Let’s begin with a disclaimer that no individual weather event, such as the one that submerged parts of Andhra Pradesh and Karnataka this month, could be attributed to global warming. The big rise in global temperature probably won’t take place until the second half of this century, but the tragedy is that, thanks to our dams and reservoirs, there will still be plenty of non-climate-change-induced damage.
The likes of the 600% higher rain that caused the deadly floods in south India have reportedly become 10% more frequent in the last decade. But preparedness for such events has remained inadequate, notwithstanding similar floods in Gujarat (2005) and Bihar (2008). As fresh disasters charter unfamiliar territories at a fiery pace, the National Disaster Management Authority (NDMA) has failed to get its act together.
That traditionally water-deficit regions in the Deccan plains registered a water surplus in one fortnight can be partly attributed to the story of low-pressure areas across the Bay of Bengal. The significant other part relates to the bickering for decades over rights to the Krishna river, resulting in Andhra Pradesh and upstream Maharashtra and Karnataka furiously building dams and diversions to hold a larger share of the river water.

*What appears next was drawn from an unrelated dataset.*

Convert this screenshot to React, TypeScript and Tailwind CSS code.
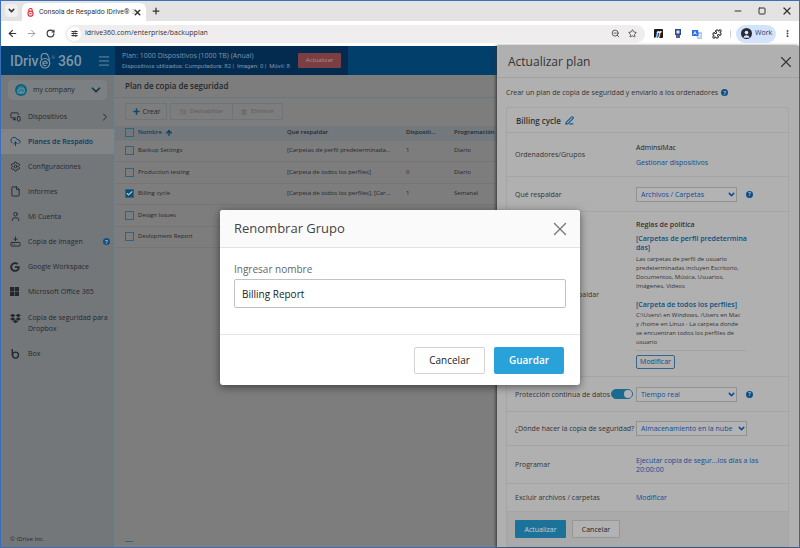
import React, { useState } from "react";
import {
  ArrowLeft, ArrowRight, ArrowUp, Ban, Building2, Check, ChevronDown, ChevronRight, CloudUpload,
  File, HardDriveDownload, Menu, Minus, MonitorSmartphone, MoreVertical, Plus, Puzzle, RotateCw,
  Settings, Square, Star, Trash2, User, X, ZoomOut, PenLine, SlidersHorizontal,
} from "lucide-react";
import { FaDropbox, FaGoogle } from "react-icons/fa";
import { BsMicrosoft } from "react-icons/bs";

const navItems = [
  { label: "Dispositivos", icon: MonitorSmartphone, arrow: true },
  { label: "Planes de Respaldo", icon: CloudUpload, active: true },
  { label: "Configuraciones", icon: Settings },
  { label: "Informes", icon: File },
  { label: "Mi Cuenta", icon: User },
  { label: "Copia de Imagen", icon: HardDriveDownload, help: true },
];

const plans = [
  { name: "Backup Settings", what: "[Carpetas de perfil predeterminada...", devices: "1", schedule: "Diario" },
  { name: "Production testing", what: "[Carpeta de todos los perfiles]", devices: "0", schedule: "Diario" },
  { name: "Billing cycle", what: "[Carpeta de todos los perfiles], [Car...", devices: "1", schedule: "Semanal", checked: true },
  { name: "Design Issues", what: "", devices: "", schedule: "" },
  { name: "Devlopment Report", what: "", devices: "", schedule: "" },
];

function Help() {
  return (
    <span className="flex size-[7px] shrink-0 items-center justify-center rounded-full bg-[#0d4f8b] text-[6px] leading-none font-bold text-[#b0b0b0]">
      ?
    </span>
  );
}

function LockE() {
  return (
    <svg viewBox="0 0 24 32" className="h-4 w-3" fill="none" stroke="currentColor">
      <path d="M4.500 13V8.500a7 7 0 0 1 14-1.500c1.500 2 2.500 4 2.500 8" strokeWidth="2.200" />
      <circle cx="12" cy="20.500" r="9.500" strokeWidth="2.400" />
      <path d="M8 20.500h8.500a4.500 4.500 0 1 0-1.500 3.600" strokeWidth="2.200" />
    </svg>
  );
}

function BoxIcon() {
  return (
    <svg viewBox="0 0 24 24" className="size-[11px]" fill="none" stroke="currentColor" strokeWidth="3">
      <path d="M5 2v14" />
      <circle cx="12" cy="15.500" r="6.500" />
    </svg>
  );
}

function Tick({ label, checked = false }: { label: string; checked?: boolean }) {
  return (
    <span className="relative block size-[9px]">
      <input
        type="checkbox"
        aria-label={label}
        defaultChecked={checked}
        className="peer block size-[9px] appearance-none border border-[#2b6580] checked:bg-[#0a4f74]"
      />
      <Check className="pointer-events-none absolute inset-px hidden size-[7px] text-[#b5c5cc] peer-checked:block" strokeWidth={4} />
    </span>
  );
}

function Drop({ label, options, width }: { label: string; options: string[]; width: string }) {
  return (
    <span className={"relative flex items-center " + width}>
      <select aria-label={label} className="h-[15px] w-full appearance-none border border-[#929292] bg-[#b3b3b3] pl-1 text-[7px] leading-[9px] text-[#0f4c97]">
        {options.map((o) => <option key={o}>{o}</option>)}
      </select>
      <ChevronDown className="pointer-events-none absolute right-px size-[9px] text-[#0f4c97]" strokeWidth={4} />
    </span>
  );
}

function Row({ label, extra, height, children }: { label: string; extra?: React.ReactNode; height: string; children: React.ReactNode }) {
  return (
    <div className={"flex items-center border-b border-[#a5a5a5] pl-2 " + height}>
      <div className="flex w-[121px] shrink-0 items-center gap-px whitespace-nowrap">{label}{extra}</div>
      {children}
    </div>
  );
}

function BrowserBar() {
  return (
    <header className="shrink-0 text-[#333]">
      <div className="flex h-5 items-end bg-[#e3e3e3] pl-1">
        <button aria-label="Buscar pestañas" className="mb-1 flex size-[13px] items-center justify-center rounded bg-[#f0f0f0]">
          <ChevronDown className="size-[9px]" strokeWidth={4} />
        </button>
        <div className="ml-1 flex h-[18px] w-[124px] items-center rounded-t-md bg-white pl-[5px]">
          <span className="mr-[5px] text-[#e0303a]"><svg viewBox="0 0 24 32" className="h-[9px] w-[7px]" fill="none" stroke="currentColor" strokeWidth="4"><path d="M6 13V9a6 6 0 0 1 12-2v6" /><circle cx="12" cy="20" r="9" /><path d="M8 20h8" /></svg></span>
          <span className="w-[92px] shrink-0 font-['Roboto',sans-serif] text-[7px] whitespace-nowrap">Consola de Respaldo IDrive®<span className="text-[#bbb]"> 3</span></span>
          <button aria-label="Cerrar pestaña" className="ml-[2px]"><X className="size-[9px]" strokeWidth={4} /></button>
        </div>
        <button aria-label="Nueva pestaña" className="mb-[5px] ml-[5px]"><Plus className="size-[10px]" strokeWidth={3} /></button>
        <div className="mb-1 ml-auto flex items-center gap-[15px] pr-[6px]">
          <button aria-label="Minimizar"><Minus className="size-[10px]" strokeWidth={2.5} /></button>
          <button aria-label="Maximizar"><Square className="size-2" strokeWidth={3} /></button>
          <button aria-label="Cerrar"><X className="size-3" strokeWidth={2.5} /></button>
        </div>
      </div>
      <div className="flex h-[25px] items-center bg-white pl-[6px]">
        <button aria-label="Atrás"><ArrowLeft className="size-[11px]" strokeWidth={2.5} /></button>
        <button aria-label="Adelante" className="ml-2 text-[#999]"><ArrowRight className="size-[11px]" strokeWidth={2} /></button>
        <button aria-label="Recargar" className="ml-[9px]"><RotateCw className="size-[9px]" strokeWidth={3} /></button>
        <div className="ml-[10px] flex h-[18px] flex-1 items-center rounded-full bg-[#efedee] pr-2 pl-[2px]">
          <span className="flex size-[14px] items-center justify-center rounded-full bg-white"><SlidersHorizontal className="size-[7px]" strokeWidth={4} /></span>
          <input aria-label="Dirección" defaultValue="idrive360.com/enterprise/backupplan" className="ml-1 min-w-0 flex-1 text-[7px] outline-none" />
          <ZoomOut className="size-[9px]" strokeWidth={2} />
          <Star className="ml-2 size-[9px]" strokeWidth={2} />
        </div>
        <span className="ml-[9px] flex size-[9px] items-center justify-center rounded-[1px] bg-[#1b1b1b] text-[7px] leading-none font-bold text-white italic">ff</span>
        <svg viewBox="0 0 10 10" className="ml-[10px] size-[10px]"><path d="M2 0h6v6H2z" fill="#244b93" /><path d="M3.500 1.500h3v3h-3z" fill="#e4e9f5" /><path d="M3 6h4v3H3z" fill="#6a5a80" /></svg>
        <svg viewBox="0 0 10 10" className="ml-[9px] size-[10px]"><path d="M4 3h6v7H5z" fill="#b5c9e8" /><path d="M0 1h6l1 6H0z" fill="#2f6fe4" /><path d="m1.500 5.500 1.500-3 1.500 3M2 4.500h2M6 6h3M7.500 5v1c0 1-1 2-1.500 2.500M7 7l2 1.500" stroke="#fff" strokeWidth=".700" fill="none" /></svg>
        <Puzzle className="ml-[10px] size-[10px]" strokeWidth={2.5} />
        <span className="mr-[5px] ml-2 h-2 w-px bg-[#c7d3ea]" />
        <button className="flex h-[18px] w-10 items-center gap-[3px] rounded-full bg-[#d3e3fd] pl-[5px] text-[7px] text-[#1f3767]">
          <svg viewBox="0 0 12 12" className="size-[11px]"><circle cx="6" cy="6" r="6" fill="#272b33" /><circle cx="6" cy="5" r="2" fill="#dce6f8" /><path d="M2.500 10.500a3.700 3.700 0 0 1 7 0z" fill="#dce6f8" /></svg>
          Work
        </button>
        <button aria-label="Menú" className="mx-[7px]"><MoreVertical className="size-[9px]" strokeWidth={3} /></button>
      </div>
    </header>
  );
}

function Sidebar() {
  const item = "flex h-[25px] items-center pl-[9px] text-[7px] leading-[11px]";
  return (
    <nav className="flex w-[114px] shrink-0 flex-col border-r border-[#6f8187] bg-[#74777a] text-[#25282b]">
      <button className="mx-[7px] mt-[5px] mb-1 flex h-5 shrink-0 items-center rounded-sm bg-[#7c8083] pl-[7px] text-[7px]">
        <span className="flex size-3 items-center justify-center rounded-full bg-[#0e627d] text-[#84aab5]"><Building2 className="size-2" /></span>
        <span className="ml-[6px]">my company</span>
        <ChevronDown className="mr-1 ml-auto size-[14px] text-[#12344d]" strokeWidth={3} />
      </button>
      {navItems.map(({ label, icon: Icon, arrow, active, help }) => (
        <a href="#" key={label} className={item + (active ? " bg-[#828486] font-semibold text-[#0b3a63]" : " font-medium")}>
          <Icon className="size-[11px]" strokeWidth={2} />
          <span className="ml-[7px]">{label}</span>
          {arrow && <ChevronRight className="mr-[3px] ml-auto size-3" strokeWidth={2} />}
          {help && <span className="mr-1 ml-auto"><Help /></span>}
        </a>
      ))}
      <a href="#" className={item + " font-medium"}><FaGoogle className="size-[10px]" /><span className="ml-2">Google Workspace</span></a>
      <a href="#" className={item + " font-medium"}><BsMicrosoft className="size-[9px]" /><span className="ml-[9px]">Microsoft Office 365</span></a>
      <a href="#" className="flex h-[37px] items-center pl-[9px] text-[7px] leading-[11px] font-medium"><FaDropbox className="mb-2 size-[11px] shrink-0" /><span className="ml-[7px]">Copia de seguridad para Dropbox</span></a>
      <a href="#" className={item + " font-medium"}><BoxIcon /><span className="ml-[7px]">Box</span></a>
      <footer className="mt-auto mb-[3px] pl-[9px] text-[6px]">© IDrive Inc.</footer>
    </nav>
  );
}

function PlansPage() {
  return (
    <main className="flex min-w-0 flex-1 flex-col bg-[#7d7d7d] text-[#25282b]">
      <h1 className="flex h-[23px] shrink-0 items-center border-b border-[#687780] pl-[10px] text-[8px] font-semibold">Plan de copia de seguridad</h1>
      <div className="flex px-[10px] pt-[5px] pb-[6px] text-[6px] leading-[9px] font-medium">
        <button className="mr-[3px] flex h-[17px] w-[42px] items-center justify-center gap-[2px] border border-[#6c7579] text-[7px]"><Plus className="size-[9px] text-[#0c4a6e]" strokeWidth={4} />Crear</button>
        <button className="flex h-[17px] w-[63px] items-center justify-center gap-1 border border-[#6c7579] text-[#5c5c5c]"><Ban className="size-[6px]" />Deshabilitar</button>
        <button className="-ml-px flex h-[17px] w-[51px] items-center justify-center gap-1 border border-[#6c7579] text-[#5c5c5c]"><Trash2 className="size-[6px]" />Eliminar</button>
      </div>
      <table className="w-full table-fixed text-left text-[6px] leading-[9px] font-medium whitespace-nowrap">
        <thead>
          <tr className="h-[14px] border-b border-[#6f7b80] bg-[#73787c]">
            <th className="w-[23px] pl-[10px]"><Tick label="Seleccionar todo" /></th>
            <th className="w-[149px] font-semibold text-[#0b3f63]"><span className="flex items-center gap-[3px]">Nombre <ArrowUp className="size-2" strokeWidth={4} /></span></th>
            <th className="w-[119px] font-semibold">Qué respaldar</th>
            <th className="w-12 font-semibold">Dispositi...</th>
            <th className="font-semibold">Programación</th>
          </tr>
        </thead>
        <tbody>
          {plans.map((p) => (
            <tr key={p.name} className="border-b border-[#757575] odd:h-[21px] even:h-[22px]">
              <td className="pl-[10px]"><Tick label={p.name} checked={p.checked} /></td>
              <td>{p.name}</td><td>{p.what}</td><td>{p.devices}</td><td>{p.schedule}</td>
            </tr>
          ))}
        </tbody>
      </table>
      <div className="mt-auto mb-[5px] ml-[10px] h-px w-2 bg-[#395f76]" />
    </main>
  );
}

function PlanDrawer() {
  const link = "text-[#0f4c97]";
  return (
    <aside className="z-10 flex w-[302px] shrink-0 flex-col bg-[#b0b0b0] text-[7px] leading-[9px] text-[#333] shadow-[-1px_0_3px_#333]">
      <div className="flex h-8 shrink-0 items-center border-b border-[#a2a2a2] pr-1 pl-[11px]">
        <h2 className="text-[12px] leading-none">Actualizar plan</h2>
        <button aria-label="Cerrar panel" className="ml-auto"><X className="size-[18px]" strokeWidth={1.5} /></button>
      </div>
      <p className="flex h-[29px] shrink-0 items-center gap-[3px] pl-[9px]">Crear un plan de copia de seguridad y enviarlo a los ordenadores <Help /></p>
      <section className="mr-[10px] ml-[9px] rounded-[2px] border border-[#a6a6a6]">
        <h3 className="flex h-[25px] items-center gap-1 border-b border-[#a5a5a5] pl-[9px] text-[8px] font-semibold">Billing cycle <PenLine className="size-[9px] text-[#0d5c8d]" strokeWidth={3} /></h3>
        <Row label="Ordenadores/Grupos" height="h-11"><div className="flex flex-col gap-[6px]"><span className="text-[#222]">AdminsiMac</span><a href="#" className={link}>Gestionar dispositivos</a></div></Row>
        <Row label="Qué respaldar" height="h-[35px]"><Drop label="Qué respaldar" options={["Archivos / Carpetas"]} width="w-[101px] mr-[9px]" /><Help /></Row>
        <Row label="Elementos para respaldar" height="h-[165px]">
          <div className="w-[110px]">
            <h4 className="mb-[5px] font-semibold">Reglas de política</h4>
            <h5 className="mb-[3px] font-semibold whitespace-nowrap text-[#0c4f80]">[Carpetas de perfil predetermina<br />das]</h5>
            <p className="mb-[9px] text-[6px] font-medium">Las carpetas de perfil de usuario predeterminadas incluyen Escritorio, Documentos, Música, Usuarios, Imágenes, Videos</p>
            <h5 className="mb-[2px] font-semibold text-[#0c4f80]">[Carpeta de todos los perfiles]</h5>
            <p className="border-b border-[#a2a2a2] pb-[3px] text-[6px] font-medium">C:\Users\ en Windows, /Users en Mac<br />y /home en Linux - La carpeta donde<br />se encuentran todos los perfiles de<br />usuario</p>
            <button className="mt-1 h-[14px] w-[39px] rounded-[2px] border border-[#33668a] text-[#0f4c80]">Modificar</button>
          </div>
        </Row>
        <Row label="Protección continua de datos" height="h-[35px]" extra={
          <input type="checkbox" role="switch" defaultChecked aria-label="Protección continua de datos" className="flex h-[10px] w-[22px] appearance-none items-center justify-end rounded-full border border-[#1b6b90] bg-[#1b6b90] after:size-2 after:rounded-full after:bg-[#b3b3b3]" />
        }><Drop label="Frecuencia de protección" options={["Tiempo real"]} width="w-[101px] mr-[9px]" /><Help /></Row>
        <Row label="¿Dónde hacer la copia de seguridad?" height="h-[34px]"><Drop label="Destino de la copia" options={["Almacenamiento en la nube"]} width="w-[111px]" /></Row>
        <Row label="Programar" height="h-[38px]"><a href="#" className={link}>Ejecutar copia de segur...los días a las<br />20:00:00</a></Row>
        <Row label="Excluir archivos / carpetas" height="h-[28px]"><a href="#" className={link}>Modificar</a></Row>
        <div className="flex h-[34px] items-center gap-[6px] bg-[#aaaaaa] pl-2">
          <button className="h-[18px] w-[51px] rounded-[1px] bg-[#1c7299] text-[#c3d1d8]">Actualizar</button>
          <button className="h-[18px] w-12 rounded-[1px] border border-[#969696] bg-[#b2b2b2] text-[#222]">Cancelar</button>
        </div>
      </section>
    </aside>
  );
}

function RenameDialog() {
  const [name, setName] = useState("Billing Report");
  return (
    <div className="absolute inset-0 z-20 flex items-center justify-center pt-[2px]">
      <div role="dialog" aria-labelledby="rename-title" className="w-[360px] overflow-hidden rounded-[3px] bg-white shadow-[0_2px_8px_rgba(0,0,0,0.5)]">
        <div className="flex h-[38px] items-center border-b border-[#e3e3e3] bg-[#fafafa] pr-[9px] pl-[14px]">
          <h2 id="rename-title" className="text-[13px] leading-none text-[#444]">Renombrar Grupo</h2>
          <button aria-label="Cerrar" className="ml-auto text-[#777]"><X className="size-[22px]" strokeWidth={1.5} /></button>
        </div>
        <div className="px-[14px] pt-[14px] pb-[26px]">
          <label htmlFor="group-name" className="block text-[10px] leading-[14px] text-[#666]">Ingresar nombre</label>
          <input id="group-name" value={name} onChange={(e) => setName(e.target.value)} className="mt-[3px] h-[29px] w-full rounded-[2px] border border-[#c2c2c2] px-[7px] text-[10px] text-[#222] outline-none" />
        </div>
        <div className="flex h-[51px] items-center justify-end gap-[9px] border-t border-[#e6e6e6] pr-4 text-[10px]">
          <button className="h-[27px] w-[71px] rounded-[2px] border border-[#d4d4d4] text-[#222]">Cancelar</button>
          <button className="h-[27px] w-[70px] rounded-[2px] bg-[#28a2d8] font-semibold text-white">Guardar</button>
        </div>
      </div>
    </div>
  );
}

export default function App() {
  return (
    <div className="flex min-h-screen flex-col border border-[#3c6fb9] bg-white font-['Open_Sans','Noto_Sans',sans-serif]">
      <BrowserBar />
      <div className="relative flex flex-1">
        <div className="flex min-w-0 flex-1 flex-col">
          <header className="flex h-[29px] shrink-0 bg-[#023f6a] text-[#7f95a6]">
            <div className="flex w-[114px] shrink-0 items-center pl-[9px]">
              <span className="font-['Roboto',sans-serif] text-[14px] leading-none font-medium">IDriv</span>
              <LockE />
              <span className="mb-[6px] ml-px text-[4px]">®</span>
              <span className="ml-[3px] font-['Roboto',sans-serif] text-[14px] leading-none font-medium">360</span>
              <button aria-label="Menú lateral" className="mr-1 ml-auto"><Menu className="size-[14px]" strokeWidth={1.5} /></button>
            </div>
            <div className="flex w-[233px] items-center justify-between bg-[#032b50] pr-[7px] pl-[7px] whitespace-nowrap">
              <div>
                <p className="text-[7px] leading-[11px] font-medium">Plan: 1000 Dispositivos (1000 TB) (Anual)</p>
                <p className="font-['Roboto',sans-serif] text-[6px] leading-[10px]">Dispositivos utilizados: Computadora: 82 |&nbsp; Imagen: 0 |&nbsp; Móvil: 8</p>
              </div>
              <button className="h-[15px] w-[43px] rounded-[1px] bg-[#7b3f43] text-[6px] text-[#ad9094]">Actualizar</button>
            </div>
          </header>
          <div className="flex flex-1">
            <Sidebar />
            <PlansPage />
          </div>
        </div>
        <PlanDrawer />
        <RenameDialog />
      </div>
    </div>
  );
}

While the Koyna dam exists on the Krishna in Maharashtra, Karnataka has the Almatti and Narayanpur storage structures across the river. The overflowing Srisailam dam during the recent floods and the tallest Nagarjuna Sagar dam, too, exist on it in Andhra Pradesh. Even the Tungabhadra tributary of the Krishna has not been allowed to flow freely—the dam on it is a joint initiative of Karnataka and Maharashtra.
Built with the twin objective of producing hydropower and irrigating farmlands, each of the large dams in the country has failed to provide flood protection to downstream populations. It was no different during the recent floods: Excess inflow from the Almatti reservoir caused the Srisailam dam to overflow, inundating as many as 50 downstream villages, for no fault of theirs. Far from providing protection, structural flood-control measures have enhanced vulnerability.
Dam authorities are compelled to hold as much water in the reservoir as possible, to meet the dual objective of generating power and meeting demands for irrigation. Any unexpected upstream recharge would result in unwarranted downstream release of excess water. The Srisailam dam could handle only 1 million cusecs (cu. ft per second) of water, whereas the inflow during the ill-fated week was in excess of 2.2 million cusecs. The storage capacity of most dams has gradually reduced on account of silt deposition.
States often seek flood relief by addressing the symptoms and not correcting the systems, measures which end up enhancing the vulnerability of downstream populations. No surprise then that human misery continues to grab headlines while the cause-effect relationship of disasters skips careful diagnosis.
To draw attention to such lapses, the Telangana Rashtra Samithi, a political party, has attributed the recent floods to human follies than nature’s fury. It has further been alleged that the irrigation projects have been politically motivated to benefit vested interests. Prophetic as it may sound, Peter Salberg, a British engineer, had informed the historic Patna Flood Conference in 1937 that the “skills of engineers and resources of governments have often played havoc with people”.
No lessons seem to have been learnt. Consider that for releasing flood waters from the Bhakra dam, the chairperson of the Bhakra-Beas Management Board was allegedly shot dead during the peak of the insurgency in Punjab. We don’t want that history to repeat itself. Given the decrepitude of much of the existing water infrastructure and profligate ways with water, it’s urgent for NDMA to develop a vulnerability index to measure the impact on the unsuspecting communities before such projects are given approval.